Zur Erinnerung: Das Problem, das die Regierung in London mit dem neuen Gesetz angehen will, ist das Grenzregime in Nordirland. Das Nordirland-Protokoll ist Teil des Brexit-Vertrags von 2019. Es schreibt vor, dass die britische Provinz im Prinzip Teil des EU-Binnenmarktes bleibt. Das heißt aber, dass sich die Zollgrenze in die Irische See verschiebt, dass also Güter, die von Großbritannien nach Nordirland geliefert werden, Kontrollen und bürokratischem Papierkram unterliegen. Das verursacht vielen Unternehmen in der Provinz Kopfschmerzen, und es ist den nordirischen Unionisten ein Dorn im Auge, denn sie befürchten, dass dies der Anfang der irischen Wiedervereinigung sein könnte.

Seit Monaten verhandeln London und Brüssel über eine Lösung. Aber der britischen Regierung geht es zu langsam, sie hat die bisherigen Vorschläge der EU zurückgewiesen. Stattdessen ist sie vorgeprescht mit dem neuen Gesetz, das einen guten Teil der Zollkontrollen über Bord werfen würde. Der Plan sieht beispielsweise eine »grüne Route« vor für jene Güter, die in Nordirland bleiben, und eine »rote Route« für Waren, die danach weiter in die Republik Irland und damit in die EU transportiert werden.

Aber das Gesetz geht weiter: Streitigkeiten sollen durch unabhängige Schiedsverfahren und nicht durch den Europäischen Gerichtshof beigelegt werden – dies ist seit langer Zeit eine Forderung der Brexit-Anhänger in Westminster. Und die Vorlage gibt der britischen Regierung die Möglichkeit, das Protokoll mehr oder weniger nach Lust und Laune zu ändern. Die angesehene Hansard Society, die Studien zur parlamentarischen Demokratie herausgibt, schreibt auf Twitter, dass die Kompetenzen, die sich die Regierung laut Gesetz gibt, »ziemlich atemberaubend« seien.

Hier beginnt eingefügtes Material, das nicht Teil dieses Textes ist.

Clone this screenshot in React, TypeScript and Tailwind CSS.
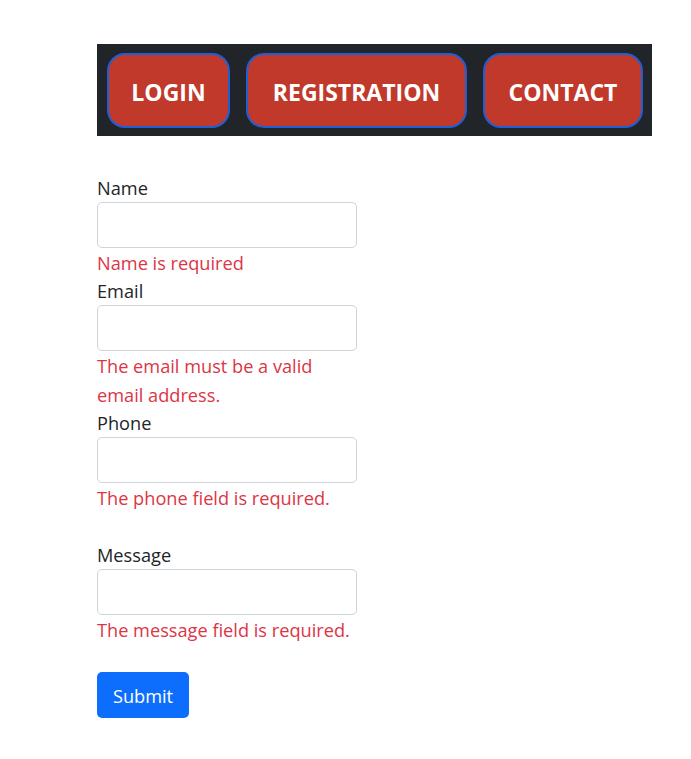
export default function App() {
  const font = { fontFamily: '"Open Sans", "Liberation Sans", sans-serif' };
  const Field = ({ label, error }: { label: string; error: string }) => (
    <div>
      <div className="h-[28px] text-[18.2px] leading-[29px] text-[#212529]">{label}</div>
      <div className="h-[46px] w-[260px] rounded-[5px] border border-[#ced4da] bg-white" />
      <div className="-mb-[1px] w-[260px] pt-[1px] text-[18.2px] leading-[29px] text-[#dc3545]">{error}</div>
    </div>
  );
  return (
    <div className="min-h-[759px] bg-white pl-[97px] pt-[44px]" style={font}>
      <nav className="flex h-[92px] w-[555px] items-start gap-[16px] bg-[#212529] pl-[10px] pt-[9px]">
        {['LOGIN', 'REGISTRATION', 'CONTACT'].map((t, i) => (
          <button
            key={t}
            className={`flex h-[75px] items-center justify-center rounded-[18px] border-2 border-[#1f5fd6] bg-[#c0392b] pt-[3px] text-[23px] font-bold text-white ${i === 0 ? 'w-[123px]' : i === 1 ? 'w-[221px]' : 'w-[160px]'}`}
          >
            {t}
          </button>
        ))}
      </nav>
      <form className="mt-[38px]">
        <Field label="Name" error="Name is required" />
        <Field label="Email" error="The email must be a valid email address." />
        <Field label="Phone" error="The phone field is required." />
        <div className="h-[29px]" />
        <Field label="Message" error="The message field is required." />
        <button type="button" className="mt-[28px] h-[46px] w-[92px] rounded-[5px] bg-[#0d6efd] pt-[3px] text-[18.2px] text-white">
          Submit
        </button>
      </form>
    </div>
  );
}
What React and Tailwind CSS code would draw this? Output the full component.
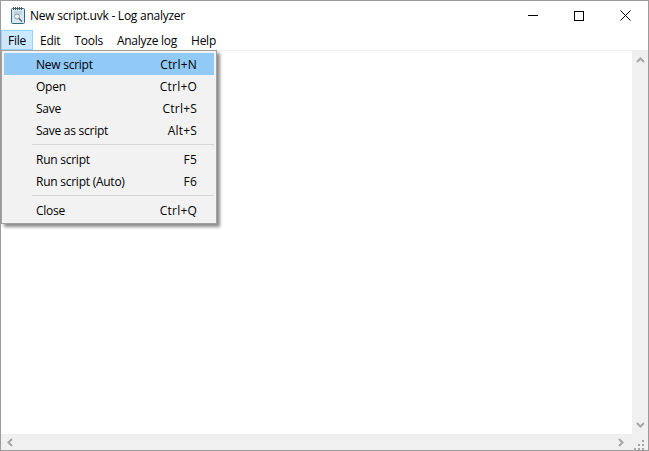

Außenministerin Truss besteht jedoch darauf, dass die Gesetzesgrundlage rechtlich auf solider Basis stehe: Sie beruft sich auf die »Doktrin der Notwendigkeit«, laut der internationale Verpflichtungen gebrochen werden können, wenn dies im »wesentlichen Interesse« eines Staates liege. Aber dieses Argument ist laut Rechtexperten eher dubios: Jonathan Jones, ehemaliger Rechtsberater der Regierung, hält es für »überhaupt nicht überzeugend«. Die EU werde das Gesetz verständlicherweise als einen Bruch des Brexit-Abkommens verstehen.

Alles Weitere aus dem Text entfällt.